Name: Eduardo Gomez
Company: GDL Imports
Education: Bryan College, marketing
Product: Trianon Tequila
Investment: $1 million
Partner: Paul Beggan, former CEO of Bicardi Canada
Cost: $40 to $52 per bottle of 100 percent agave tequila, depending on size and quality. A tower of nesting bottles with one of each of the three varieties costs $80.
At this very moment, someone in Chattanooga is crafting beer. If the law one day allows, an entrepreneur soon could open a liquor distillery. In the interim, Eduardo Gomez is trying to create a tequila importing empire based right here in the Scenic City.
His product, called Trianon Tequila, will compete directly with well-known upscale brands like Patron in Tennessee starting this weekend. He plans to roll it out to bars and liquor stores over the next two weeks as part of a deal with Chattanooga-based Carter Distribution.
If all goes well, he'll capture 1 percent of the super-premium tequila market, he said, which works out to about 1,500 cases in Tennessee, or 40,000 cases nationwide.
Gomez, educated at historically dry Bryan College, is part of a wave of young leaders trying to grow the spirits business in Chattanooga. Hot on the heels of public pleas from the Chattanooga Whiskey Co. to loosen regulatory restrictions on distillation, Gomez has settled on an easier way to whet Chattanooga's whistle -- importation.
He'll bring the tequila in from Mexico, where a small family run business owned by Eduardo Orozco produces it by hand.
Made from just the middle section -- the heart-- of the agave plant, Gomez says he hopes drinkers will take the time to taste the tequila rather than just pound shots or blend margaritas.
"There are over 2,000 brands of tequila, and I was able to find one that was bringing something different," he said. "We don't care about people getting wasted, we want to tell people about the taste."
In upscale tequila, drinkers taste the agave plant before they taste the alcohol, Gomez said.

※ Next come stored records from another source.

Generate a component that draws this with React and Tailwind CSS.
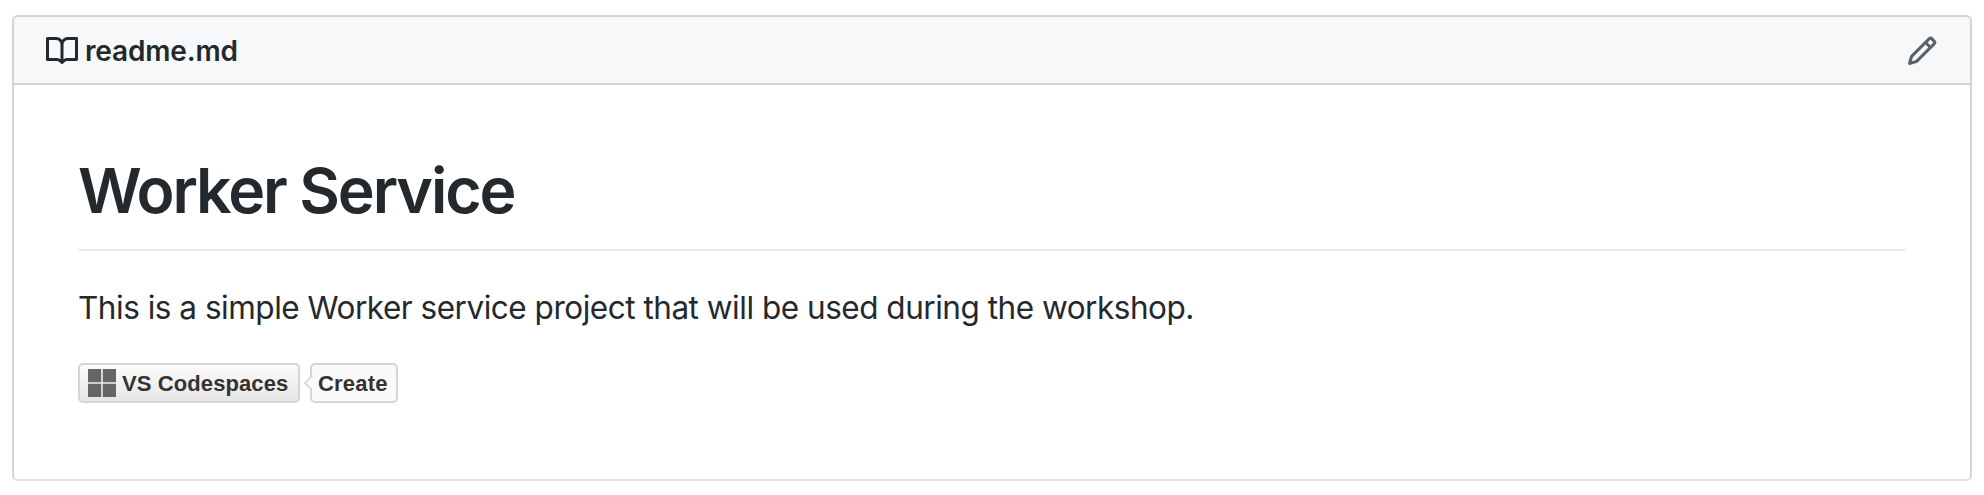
function BookIcon() {
  return (
    <svg className="size-8 shrink-0" viewBox="0 0 16 16" fill="#24292e" fillRule="evenodd" aria-hidden="true">
      <path d="M0 1.75A.75.75 0 01.75 1h4.253c1.227 0 2.317.59 3 1.501A3.744 3.744 0 0111.006 1h4.245a.75.75 0 01.75.75v10.5a.75.75 0 01-.75.75h-4.507a2.25 2.25 0 00-1.591.659l-.622.621a.75.75 0 01-1.06 0l-.622-.621A2.25 2.25 0 005.258 13H.75a.75.75 0 01-.75-.75V1.75zm8.755 3a2.25 2.25 0 012.25-2.25H14.5v9h-3.757c-.71 0-1.4.201-1.992.572l.004-7.322zm-1.504 7.324l.004-5.073-.002-2.253A2.25 2.25 0 005.003 2.5H1.5v9h3.757a3.75 3.75 0 011.994.574z" />
    </svg>
  );
}

function PencilIcon() {
  return (
    <svg className="size-8" viewBox="0 0 16 16" fill="#586069" fillRule="evenodd" aria-hidden="true">
      <path d="M11.013 1.427a1.75 1.75 0 012.474 0l1.086 1.086a1.75 1.75 0 010 2.474l-8.61 8.61c-.21.21-.47.364-.756.445l-3.251.93a.75.75 0 01-.927-.928l.929-3.25a1.75 1.75 0 01.445-.758l8.61-8.61zm1.414 1.06a.25.25 0 00-.354 0L10.811 3.75l1.439 1.44 1.263-1.263a.25.25 0 000-.354l-1.086-1.086zM11.189 6.25L9.75 4.81l-6.286 6.287a.25.25 0 00-.064.108l-.558 1.953 1.953-.558a.249.249 0 00.108-.064l6.286-6.286z" />
    </svg>
  );
}

function WindowsIcon() {
  return (
    <svg className="size-7 shrink-0" viewBox="0 0 28 28" fill="#666" aria-hidden="true">
      <path d="M0 0h13.2v13.2H0zM14.8 0H28v13.2H14.8zM0 14.8h13.2V28H0zM14.8 14.8H28V28H14.8z" />
    </svg>
  );
}

function CodespacesBadge() {
  return (
    <a
      href="#"
      className="flex w-fit gap-2.5 font-['Liberation_Sans',Arial,sans-serif] text-[22px] leading-[36px] font-bold text-[#333]"
    >
      <span className="flex h-10 w-[222px] items-center gap-1.5 rounded-[5px] border-2 border-[#d5d5d5] bg-linear-to-b from-[#fcfcfc] to-[#e6e6e6] pl-2">
        <WindowsIcon />
        <span className="pt-0.5 tracking-[0.1px] whitespace-nowrap">VS Codespaces</span>
      </span>
      <span className="relative flex h-10 w-[88px] items-center rounded-[5px] border-2 border-[#d5d5d5] bg-[#fafafa] pl-1.5">
        <svg className="absolute top-[10px] -left-2 h-4 w-2.5" viewBox="0 0 10 16" aria-hidden="true">
          <path d="M8 1h2v14H8z" fill="#fafafa" />
          <path d="M8 1L1 8l7 7" fill="#fafafa" stroke="#d5d5d5" strokeWidth="1.6" />
        </svg>
        <span className="pt-0.5 tracking-[0.2px]">Create</span>
      </span>
    </a>
  );
}

export default function App() {
  return (
    <main className="h-[495px] bg-white px-3 pt-[15px] font-[Inter,sans-serif] text-[#24292e]">
      <section className="h-[466px] rounded-md border-2 border-[#d1d5da] border-b-[#e1e4e8]">
        <header className="flex h-[68px] items-center justify-between rounded-t border-b-2 border-[#d1d5da] bg-[#f6f8fa] px-8 pt-0.5">
          <h2 className="flex items-center gap-[7px] text-[28px] leading-[42px] font-semibold">
            <BookIcon />
            <span className="tracking-[-0.15px]">readme.md</span>
          </h2>
          <button type="button" aria-label="Edit">
            <PencilIcon />
          </button>
        </header>
        <article className="px-16 pt-[65px]">
          <h1 className="border-b-2 border-[#eaecef] pb-[19px] text-[62.5px] leading-[80px] font-semibold tracking-[-2.12px]">
            Worker Service
          </h1>
          <p className="mt-[33px] text-[31.5px] leading-[48px] tracking-[-0.48px]">
            This is a simple Worker service project that will be used during the workshop.
          </p>
          <div className="mt-[31px]">
            <CodespacesBadge />
          </div>
        </article>
      </section>
    </main>
  );
}
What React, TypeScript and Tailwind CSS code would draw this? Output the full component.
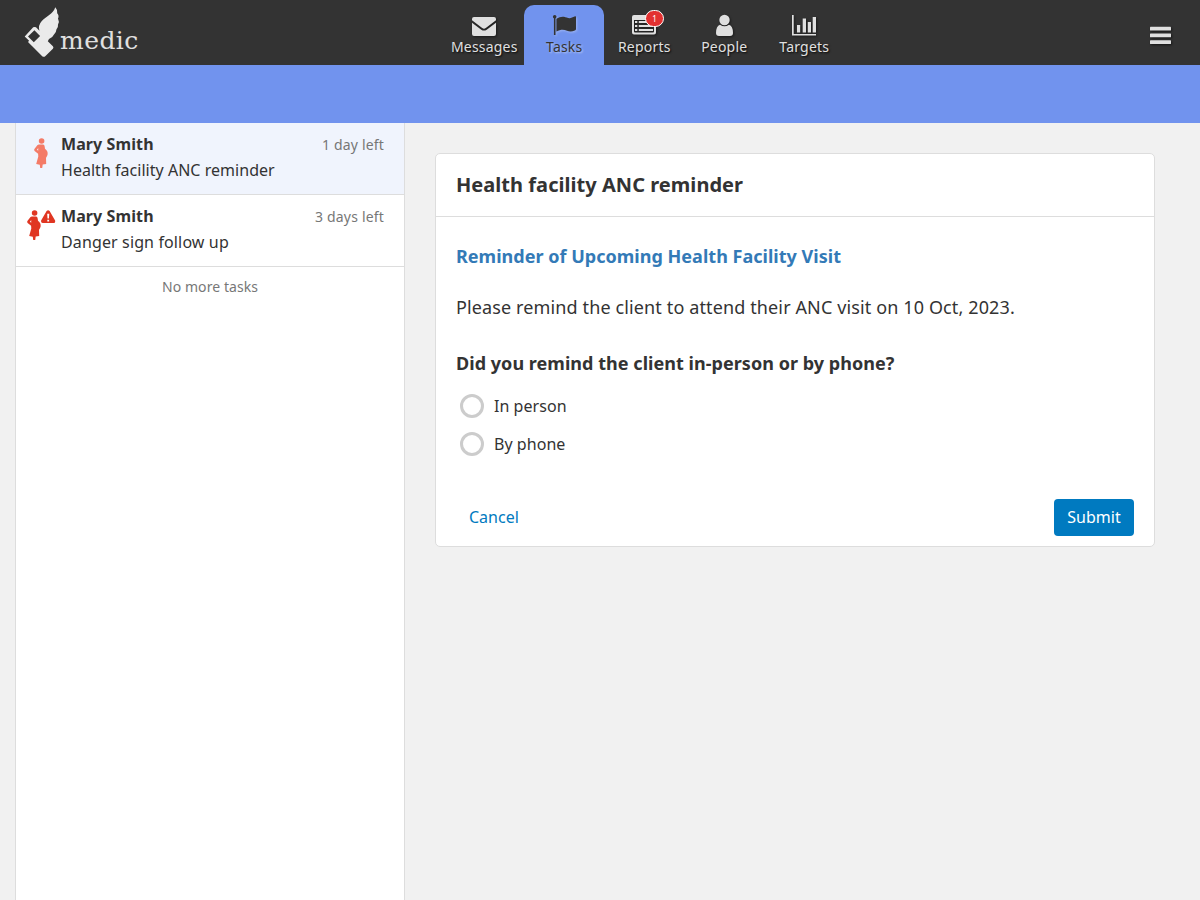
import type { ReactNode } from 'react';

function Tab({ label, active, children, badge }: { label: string; active?: boolean; children: ReactNode; badge?: string }) {
  return (
    <div
      className={
        active
          ? 'relative flex h-[60px] w-20 flex-col items-center rounded-t-[10px] bg-[#7193ee] text-[#333333] [text-shadow:1px_1px_2px_rgba(255,255,255,0.5)]'
          : 'relative flex h-[60px] w-20 flex-col items-center text-[#e0e0e0] [text-shadow:1px_1px_2px_rgba(0,0,0,0.9)]'
      }
    >
      <svg
        viewBox="0 0 80 34"
        className={
          active
            ? 'block h-[34px] w-20 shrink-0 fill-current [filter:drop-shadow(1px_1px_1px_rgba(255,255,255,0.3))]'
            : 'block h-[34px] w-20 shrink-0 fill-current [filter:drop-shadow(1px_1px_1px_rgba(0,0,0,0.5))]'
        }
      >
        {children}
      </svg>
      <span className="-mt-[2px] pl-[0.5px] text-[14px] leading-5 tracking-[0.2px] whitespace-nowrap">{label}</span>
      {badge && (
        <span className="absolute top-[5px] left-[41px] flex h-[17px] w-[19px] items-center justify-center rounded-full border border-white bg-[#e33030] pt-px text-[8px] leading-none text-white [text-shadow:none]">
          {badge}
        </span>
      )}
    </div>
  );
}

function Pregnant({ className }: { className: string }) {
  return (
    <svg viewBox="0 0 14 31" className={className}>
      <circle cx="7.6" cy="3" r="2.8" />
      <path
        fillRule="evenodd"
        d="M5 6.4H9C10.2 6.4 10.6 7.3 10.7 8.8L11 10.8C13 12.2 14 14 13.6 16.4C13.3 18 12.3 19 12 20L12.2 26L8.7 26.4L8.2 30H6.2L5.8 26.7L2.2 26L4.3 18.5L4.1 15.8L.6 12.9C0 12.2.1 11.5.6 10.8L3.3 7.3C3.8 6.7 4.2 6.4 5 6.4ZM4.2 9.9L3 11.7L4.2 12.8Z"
      />
    </svg>
  );
}

function TaskRow({ title, due, icon, selected }: { title: ReactNode; due: string; icon: ReactNode; selected?: boolean }) {
  return (
    <li
      className={
        selected
          ? 'flex h-[72px] border-b border-[#dddddd] bg-[#f0f4fd] pt-[8px] pr-5'
          : 'flex h-[72px] border-b border-[#dddddd] bg-white pt-[8px] pr-5'
      }
    >
      <div className="w-[45px] shrink-0 pt-[7px]">{icon}</div>
      <div className="grow">
        <div className="flex items-center justify-between">
          <span className="text-[16px] leading-[26px] font-bold tracking-[0.1px]">Mary Smith</span>
          <span className="pt-[2px] text-[14px] leading-6 tracking-[0.18px] text-[#777777]">{due}</span>
        </div>
        <div className="text-[16px] leading-[26px]">{title}</div>
      </div>
    </li>
  );
}

function Choice({ label }: { label: string }) {
  return (
    <label className="flex h-[38px] items-center gap-[10px] pl-1 text-[16px] tracking-[0.05px]">
      <span className="size-6 rounded-full border-3 border-[#cccccc] bg-white" />
      {label}
    </label>
  );
}

export default function App() {
  return (
    <div className="flex h-[900px] w-[1200px] flex-col overflow-hidden bg-[#f1f1f1] font-['Noto_Sans',sans-serif] text-[#333333]">
      <header className="flex h-[65px] shrink-0 bg-[#333333]">
        <div className="flex w-[444px] pl-[22px]">
          <svg viewBox="22 4 38 56" className="mt-1 h-14 w-[38px] shrink-0 fill-[#eaeaea]">
            <path
              fillRule="evenodd"
              d="M24.7 36.4L33.2 27.3Q35.6 26.3 37 28.2L39.4 30.8Q37.8 25.5 41.6 21.3C46 16 53 14.2 55.3 7.2Q57.8 9.8 57.2 13.3Q59.4 15.8 58 18.6Q59.6 21.6 58 24.6Q58.4 27.8 56.4 29.5Q56.2 33 54 34.4Q52.4 37.8 49 39L47.8 41.2L52.9 46.2Q54 47.4 52.9 48.7L45.5 56Q43.7 57.7 42 56L28 42.1L29.1 40.8ZM28 36.5L33.8 42.2L40.1 36.1L34.4 30.3Z"
            />
          </svg>
          <span className="mt-[23px] h-9 font-['DejaVu_Serif',serif] text-[25px] leading-9 tracking-[0.45px] text-[#e0e0e0]">medic</span>
        </div>
        <nav className="flex pt-[5px]">
          <Tab label="Messages">
            <path d="M30 12H50Q52 12 52 14V15.3L41.8 23Q40 24.3 38.2 23L28 15.3V14Q28 12 30 12ZM28 17.7L37.3 24.7Q40 26.5 42.7 24.7L52 17.7V29Q52 31 50 31H30Q28 31 28 29Z" />
          </Tab>
          <Tab label="Tasks" active>
            <circle cx="30.7" cy="11.7" r="1.8" />
            <path d="M29.9 12H31.5V30H29.9ZM32.4 13.7Q36.4 11.2 40 11.8C43 12.5 45 14 48 12.6L51.2 11.2Q52 11 52 12V24Q52 25 50.8 25.5Q46.8 27.4 43 25.8C39.5 24 36.5 24.4 32.4 26.5Z" />
          </Tab>
          <Tab label="Reports" badge="1">
            <path
              fillRule="evenodd"
              d="M30 10H50Q52 10 52 12V27.5Q52 29.5 50 29.5H30Q28 29.5 28 27.5V12Q28 10 30 10ZM30 15V26.7Q30 27.5 31 27.5H49Q50 27.5 50 26.7V15ZM31 16H33.3V18H31ZM34.8 16H49V18H34.8ZM31 20H33.3V22H31ZM34.8 20H49V22H34.8ZM31 24H33.3V26H31ZM34.8 24H49V26H34.8Z"
            />
          </Tab>
          <Tab label="People">
            <ellipse cx="40.5" cy="15" rx="5.2" ry="5.2" />
            <path d="M36 19.7Q40.5 22.7 45 19.7Q49 21 49 28Q49 31 46 31H35Q32 31 32 28Q32 21 36 19.7Z" />
          </Tab>
          <Tab label="Targets">
            <path d="M28 10H29.7V29H52V30.6H28ZM33 20H36.2V27.5H33ZM38.7 13.5H42V27.5H38.7ZM43.8 17H47V27.5H43.8ZM48.7 12H52V27.5H48.7Z" />
          </Tab>
        </nav>
        <div className="flex grow justify-end pt-[26px] pr-[29px]">
          <svg viewBox="0 0 21 19" className="h-[19px] w-[21px] fill-[#e0e0e0] [filter:drop-shadow(1px_1px_1px_rgba(0,0,0,0.6))]">
            <rect y=".7" width="21" height="3.8" rx=".6" />
            <rect y="7.5" width="21" height="3.8" rx=".6" />
            <rect y="14.3" width="21" height="3.8" rx=".6" />
          </svg>
        </div>
      </header>
      <div className="h-[58px] shrink-0 bg-[#7193ee]" />
      <main className="flex grow">
        <aside className="ml-[15px] w-[390px] border-x border-[#dddddd] bg-white">
          <ul>
            <TaskRow
              title={<span className="tracking-[0.03px]">Health facility ANC reminder</span>}
              due="1 day left"
              selected
              icon={<Pregnant className="ml-[18px] h-[31px] w-[14px] fill-[#f47b67]" />}
            />
            <TaskRow
              title={<span className="tracking-[0.13px]">Danger sign follow up</span>}
              due="3 days left"
              icon={
                <div className="flex pl-[11px]">
                  <Pregnant className="h-[31px] w-[14px] fill-[#e03622]" />
                  <svg viewBox="0 0 15 14" className="h-[14px] w-[15px] fill-[#e03622]">
                    <path fillRule="evenodd" d="M5.6 1Q7.1-.7 8.6 1L14.1 10.5Q14.6 13 12.7 13H1.6Q-.3 13 .1 10.5ZM6.2 3.8L6.5 8.6H7.9L8.3 3.8ZM6.3 9.8V11.5H8.1V9.8Z" />
                  </svg>
                </div>
              }
            />
          </ul>
          <p className="pt-[10px] text-center text-[14px] leading-5 tracking-[0.07px] text-[#777777]">No more tasks</p>
        </aside>
        <section className="mt-[30px] ml-[30px] flex h-[394px] w-[720px] flex-col rounded-[5px] border border-[#dddddd] bg-white">
          <h1 className="h-[63px] shrink-0 border-b border-[#dddddd] px-5 text-[20px] leading-[62px] font-bold tracking-[0.04px]">Health facility ANC reminder</h1>
          <div className="flex grow flex-col px-5 pt-[26px]">
            <h2 className="text-[18px] leading-[26px] font-bold tracking-[0.02px] text-[#337ab7]">Reminder of Upcoming Health Facility Visit</h2>
            <p className="mt-[25px] text-[18px] leading-[26px] tracking-[0.125px]">Please remind the client to attend their ANC visit on 10 Oct, 2023.</p>
            <h3 className="mt-[30px] text-[18px] leading-[26px] font-bold tracking-[0.04px]">Did you remind the client in-person or by phone?</h3>
            <div className="mt-[11px]">
              <Choice label="In person" />
              <Choice label="By phone" />
            </div>
            <div className="mt-[36px] flex h-[37px] items-center justify-between text-[16px]">
              <button className="h-[37px] px-[13px] pb-[2px] text-[#007ac0]">Cancel</button>
              <button className="h-[37px] w-20 rounded-[4px] bg-[#007ac0] pb-[2px] text-white">Submit</button>
            </div>
          </div>
        </section>
      </main>
    </div>
  );
}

His partner, former Bicardi executive Paul Beggan, said part of the business plan is promoting mixed drinks made with Trianon Tequila. The group has hired former bartenders and chefs to create drinks outside of the realm of the margarita.
"We want to promote the mixability of it, and we've done a lot with mixologists," Beggan said. "We're not about this crazy party tequila. We're more about the cocktail, and fresh organic drinks that match each one of our three expressions."
When Beggan says the word "expressions," he's referring to the three different aged varieties of tequila.
There's blanco, the easiest to mix, which isn't aged at all. Reposado is aged -- or rested -- for six months or less. While it can be mixed, Beggan says it's best on the rocks. And finally, the anejo expression is aged for one year, and is comparable to fine whiskey, Beggan said.
"It's a great after-dinner drink," he said. "We're doing a pineapple margarita with hibiscus and pomegranate, and we've got kind of a cosmo-sangria margarita ready to go."
For Beggan and Gomez, their ace in the hole is a best-in-class showing at the Sip Awards, an international spirits competition in which Trianon won recognition from a 60-judge panel.
"That gave us a lot of confidence that we're in the right ballpark," Beggan said.
The pair's deal with Carter Distributing could be especially advantageous. A new law adopted in Tennessee last year allows beer distributors to enter the liquor market, provided they follow a few guidelines, Gomez said.
"I was the first guy to go into their portfolio, I was the first one to knock on their door," he said.
Unlike typical liquor distributors that offer customers many different tequilas to choose from, Carter just has one - Trianon.
"Things have gotten a little bit bigger than what I was expecting," said the 36-year-old. "The fact that they aren't working with another tequila means they're going to be pushing it."